Recentemente ti sei cimentato anche nel romanzo storico. Come ti sei trovato di fronte a un salto temporale così forte, dall’Italia del XX secolo alla Roma antica? Come ne ha risentito il tuo stile di scrittura?

Andare in dietro nel tempo è stato stimolante: ogni nuova sfida narrativa è una gioia. Adoro fare qualcosa che non ho mai fatto prima, adoro imparare. Ma il salto non è stato così sconvolgente dal momento che, che si tratti di antica Roma o del Paese che amo, la mia narrativa rovista nelle viscere putrescenti del potere. 

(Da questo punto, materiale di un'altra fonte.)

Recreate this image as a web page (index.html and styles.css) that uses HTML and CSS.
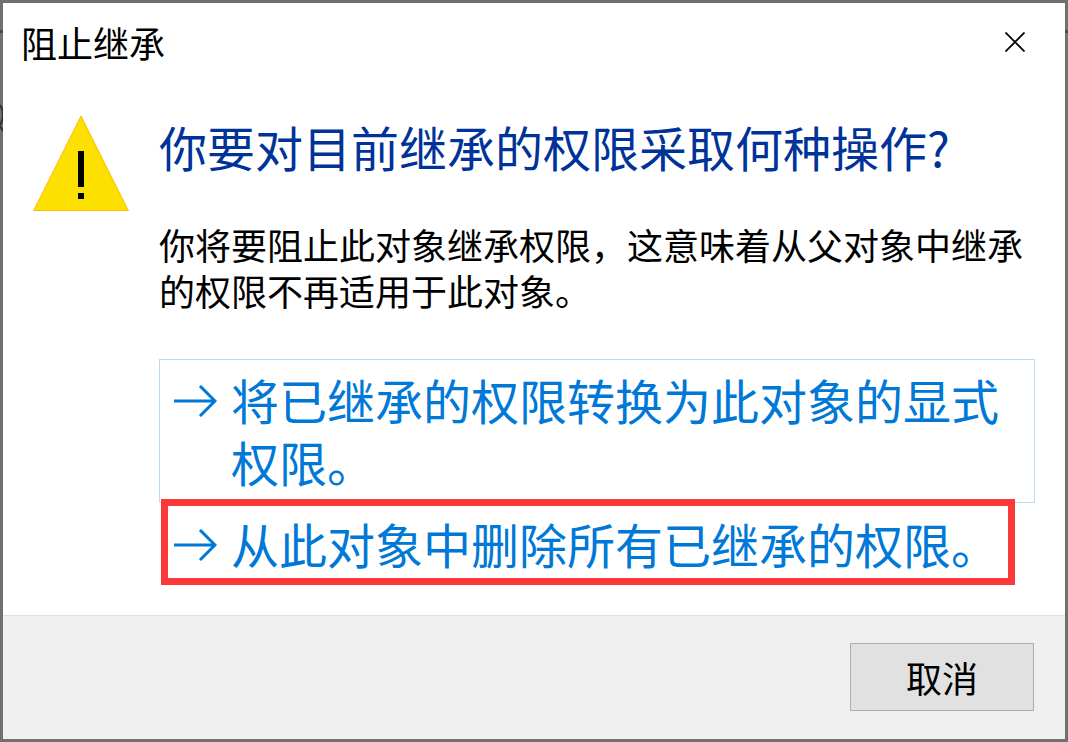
FILE: index.html
```html
<!DOCTYPE html>
<html lang="zh-CN">
<head>
<meta charset="utf-8">
<meta name="viewport" content="width=device-width, initial-scale=1">
<title>阻止继承</title>
<link rel="stylesheet" href="styles.css">
</head>
<body>
<svg class="backdrop backdrop-left" viewBox="0 0 3 140" aria-hidden="true"><path d="M0 31.5H3" stroke="#4b4b4b" stroke-width="3"/><path d="M0 105Q3 109 3 115Q3 121 0 125M0 126L3 131" fill="none" stroke="#303030" stroke-width="2"/></svg>
<svg class="backdrop backdrop-right" viewBox="0 0 3 140" aria-hidden="true"><path d="M0 31.5H3" stroke="#4b4b4b" stroke-width="3"/></svg>
<div class="dialog" role="dialog" aria-labelledby="dialog-title">
  <header class="titlebar">
    <span id="dialog-title">阻止继承</span>
    <button class="close" type="button" aria-label="关闭">
      <svg viewBox="0 0 20 20" aria-hidden="true"><path d="M.5 .5L19.5 19.5M19.5 .5L.5 19.5" stroke="#000" stroke-width="1.8"/></svg>
    </button>
  </header>
  <main class="content">
    <svg class="warning" viewBox="0 0 96 97" role="img" aria-label="警告"><path d="M48 1L95.3 95.5H.7Z" fill="#fce100" stroke="#ffb900"/><path d="M45 36h6v36h-6zM45 78h6v6h-6z"/></svg>
    <div class="message">
      <h1 class="heading">你要对目前继承的权限采取何种操作?</h1>
      <p class="description">你将要阻止此对象继承权限，这意味着从父对象中继承的权限不再适用于此对象。</p>
      <div class="options">
        <button class="option option-default" type="button">
          <svg class="arrow" viewBox="0 0 43 32" aria-hidden="true"><path d="M0 16H41M26 1L41 16L26 31" fill="none" stroke="#0078d7" stroke-width="3"/></svg>
          <span>将已继承的权限转换为此对象的显式权限。</span>
        </button>
        <div class="marked">
          <button class="option" type="button">
            <svg class="arrow" viewBox="0 0 43 32" aria-hidden="true"><path d="M0 16H41M26 1L41 16L26 31" fill="none" stroke="#0078d7" stroke-width="3"/></svg>
            <span>从此对象中删除所有已继承的权限。</span>
          </button>
        </div>
      </div>
    </div>
  </main>
  <footer class="footer">
    <button class="cancel" type="button">取消</button>
  </footer>
</div>
</body>
</html>
```
FILE: styles.css
```css
* {
  box-sizing: border-box;
}

body {
  margin: 0;
  position: relative;
  font-family: "Noto Sans CJK SC", sans-serif;
  font-size: 36px;
  font-weight: 400;
  line-height: 46px;
  color: #000;
}

button {
  font: inherit;
  color: inherit;
  margin: 0;
  padding: 0;
  border: 0;
  background: none;
}

svg {
  display: block;
  flex: none;
}

.backdrop {
  position: absolute;
  z-index: 1;
  top: 0;
  width: 3px;
  height: 140px;
}

.backdrop-left {
  left: 0;
}

.backdrop-right {
  right: 0;
}

.dialog {
  display: flex;
  flex-direction: column;
  min-height: 100vh;
  border: 3px solid #707070;
  background: #fff;
}

.titlebar {
  display: flex;
  align-items: center;
  justify-content: space-between;
  height: 78px;
  padding: 0 30px 0 18px;
}

.close {
  padding: 10px;
}

.close svg {
  width: 20px;
  height: 20px;
}

.content {
  flex: 1;
  display: flex;
  align-items: flex-start;
  gap: 30px;
  padding: 34px 30px 30px;
}

.warning {
  width: 96px;
  height: 97px;
}

.message {
  flex: 1;
}

.heading {
  margin: 0 0 44px;
  font-size: 48px;
  font-weight: 400;
  line-height: 62px;
  color: #003399;
}

.description {
  margin: 0 0 46px;
}

.option {
  display: flex;
  align-items: flex-start;
  gap: 14px;
  width: 100%;
  padding: 8px 14px 10px;
  border: 1px solid transparent;
  font-size: 48px;
  line-height: 62px;
  text-align: left;
  color: #0078d7;
}

.option-default {
  border-color: #bcdcf4;
}

.arrow {
  width: 43px;
  height: 32px;
  margin-top: 17px;
}

.marked {
  position: relative;
}

.marked::after {
  content: "";
  position: absolute;
  inset: -4px 20px 0 2px;
  border: 7px solid #fd3838;
  pointer-events: none;
}

.footer {
  display: flex;
  justify-content: flex-end;
  padding: 27px 31px 28px;
  border-top: 1px solid #dfdfdf;
  background: #f0f0f0;
}

.cancel {
  width: 184px;
  height: 68px;
  border: 1px solid #adadad;
  background: #e1e1e1;
}
```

Il mio stile è uscito rinvigorito dall’esperienza “classica”. Si è rafforzata la prosa, si sono moltiplicati i punti di vista, ho smussato gli angoli del dialogo, la narrazione ha imparato a respirare.

A cosa stai lavorando adesso? Puoi darci qualche anticipazione?

Una nuova trilogia per Marsilio (s’intitolerà Cent’anni e parlerà di un secolo di mafia americana: dal 1912 al 2012) e un dittico storico antico per Rizzoli (per il momento ancora top secret) 

e da ultimo… marca di birra e di whisky preferiti? (per un futuro brindisi insieme)

Menabrea e Lagavulin 16 tutta la vita.